I have no idea how to discuss this film without spoiling it. It’s an intricately crafted time travel story, based on a Robert Heinlein short story, that surprises on every level. I found it one night on Amazon and watched it again the very next night. I haven’t liked Ethan Hawke before or after this film, but he is so good in it. But again, like any good time travel story, it’s all about the details, so I have to leave it at that.

MOVIE #1: Inception

This movie has been picked apart and parodied to death, but I think the biggest problem people have is they went in thinking it was a film, but what they got was a movie.
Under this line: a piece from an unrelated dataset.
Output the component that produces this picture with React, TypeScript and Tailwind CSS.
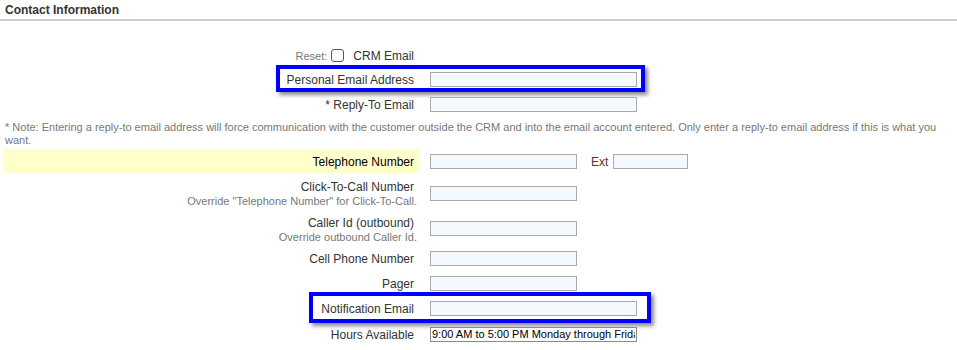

It’s a heist film with a sci fi dream conceit, nothing deeper. But a whole lot more. The highlight for me is the editing as they go into each level of the dream. They go to great pains to say that each level offers up more time, and yet to build suspense, they keep cutting back to the van falling off the bridge. It’s a masterful stroke of tension building, even in the most complex of setups. Sure, there are plenty of criticisms, but I think there are two types of people. People who think Christopher Nolan doesn’t understand women, lacks emotion, and is overly technical. Then there’s people who think he’s all three but love his films anyway. (Psst, I’m the latter)

FILM #1: 12 Years a Slave

It feels a little a Holocaust movie winning Best Picture to put this at the top of the list, but it’s not just the brutal subject matter that makes this film so superlative. Steve McQueen makes films with a depth and craft and unafraid purpose that I have yet to see in any other. He’s unafraid to let a moment sit with you, and let you, the audience, feel it before daring to move past it. I’ll never forget the long, quiet wide shot of Chiwetel Ejiofor hanging from that tree. Even if wasn’t that good, I’d love this film for gifting to the world Lupita Nyong’o, clearly a star from the moment she comes on screen. It’s so good, I’ll even forgive producer Brad Pitt casting himself as the white savior.